Similarly, Minkoff v. Budget Dress Corporation, 180 F. Supp. 818 (S.D.N.Y.1960), was an action to confirm an arbitrator's award under a collective bargaining agreement. The union had filed a grievance and the employer had commenced an action in state court to stay arbitration. The state court denied the stay and an arbitration award was ultimately rendered in favor of the union. When the union moved in state court to confirm the award, the employer filed a petition for removal to federal court. The federal court granted the union's motion to remand on the grounds that the petition was filed untimely. It reasoned that the motion for a stay commenced an action which could have been removed to federal court and that the motion to confirm was part of the same action. See, also, Lesser Towers, Inc. v. Roscoe-Ajax Construction Co., 258 F. Supp. 1005 (S.D.Cal. 1966).

*421 D.M.C. Const. Corp. v. A. Leo Nash Steel Corp., 70 A.D.2d 635, 416 N.Y.S.2d 649 (2d Dep't 1979), appeal dismissed 49 N.Y.2d 1040, 429 N.Y.S.2d 636, 407 N.E.2d 480 (1980), does support the proposition that a motion to confirm an arbitration award is a separate proceeding from previous motions relating to the arbitration. That case involved a dispute between a contractor and a subcontractor over certain work which the latter was to perform in Niagara Falls, N.Y. The contractor had commenced a proceeding in Kings County Supreme Court to stay arbitration and the sub-contractor cross-moved to compel arbitration. The court denied the motion to stay and granted the motion to compel arbitration. After a hearing, the arbitrators rendered an award in favor of the sub-contractor. The sub-contractor then commenced a proceeding in Erie County Supreme Court to confirm the award. The contractor moved in Kings County Supreme Court to change the venue of the proceeding to confirm the award from Erie County to Kings County and to vacate the award on the grounds that one of the arbitrators was biased.

The Kings County court granted the contractor's motion to change the venue of the proceeding to confirm the award and consolidated the proceeding to confirm with the proceeding to vacate. The Appellate Division, Second Department, reversed in a decision from which two justices dissented. The majority held that:

"* * * prior special proceedings to compel or stay arbitration are no longer pending after a judgment is entered directing arbitration and the arbitration has been held pursuant thereto. Since the original proceeding is no longer pending, * * * a new special proceeding to confirm the arbitrator's award may be commenced and the venue of that new proceeding may be selected as if there had been no prior proceedings." D.M.C. Const. Corp. v. A. Leo Nash Steel Corp., supra, 416 N.Y.S.2d at 652.
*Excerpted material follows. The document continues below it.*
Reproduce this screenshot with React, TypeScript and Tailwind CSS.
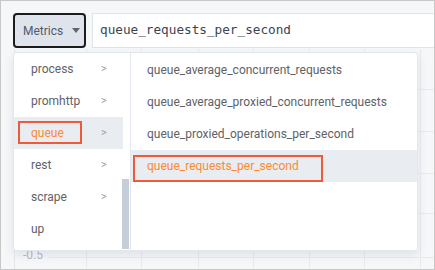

The dissent argued "that the arbitration proceeding which had been commenced in Kings County, was still pending [at the time the proceeding to confirm the award was commenced] and that, pursuant to CPLR 7502 (subd. [a]), [the sub-contractor's] application to confirm the award had to be made in Kings County." Id., at 654.

In this action, I am inclined to adhere to the reasoning of Marchant, supra, and Minkoff, supra, rather than to that of D.M.C. Const. Corp., supra. Decisions by state courts regarding the nature of proceedings are entitled to persuasive but not conclusive effect on the question of removal under 28 U.S.C. § 1441. As the court in Marchant, supra, stated:

"Removal under the federal statutes is a question for the consideration of the federal court. It is not concluded by the view of the state court as to what is a suit within the statutes." Marchant v. Mead-Morrison Mfg. Co., supra, at 42.

Moreover, the dissent's argument in D.M.C. Const. Corp., supra, that a motion to confirm an award is part of prior proceedings related to the arbitration is well-reasoned, carefully considered and persuasive.

Finally, it should be noted that Ballantine Books, Inc. v. Capital Distributing Co., 302 F.2d 17 (2d Cir. 1962), is not controlling in the present action. Therein the defendant had moved in state court for an order disqualifying one of a panel of arbitrators on the ground of bias while the arbitration hearing was being conducted. The court denied the defendant's motion and the arbitration resulted in an award in favor of the plaintiff. The plaintiff then brought an action in federal court to confirm the award and the defendant moved to "remand" the action to state court. The district court denied the motion to remand and confirmed the award and such decision was affirmed by the United States Court of Appeals for the Second Circuit. The court distinguished Marchant v. Mead-Morrison Mfg. Co., supra, on the grounds that the plaintiff had commenced the action to confirm the award in federal court, whereas in Marchant the action to confirm the award was commenced in state court and then removed to federal court. Ballantine Books, Inc. v. Capital Distributing Co., supra, at 19. *422 Thus, Ballantine merely concerned "the power of a federal court to entertain an independent action dealing with the same subject matter as an action already pending before a state court." Id. Because the motion to confirm the arbitrator's award in this case was made in state court, Marchant rather than Ballantine is controlling.

Based on the foregoing discussion, I conclude that CIV-81-518 has been improperly removed to this court. The motion to confirm the arbitrator's supplemental award is part of the action begun by Heinrich to vacate the arbitrator's initial award. Because the action to vacate the initial award was commenced more than thirty days prior to Heinrich's petition for removal was filed, the petition is untimely. Therefore, Local 435's motion to remand CIV-81-518 is hereby ORDERED granted. Inasmuch as I am remanding CIV-81-518 to the state court, Heinrich's motion to consolidate CIV-81-518 and CIV-81-548 is hereby ORDERED denied.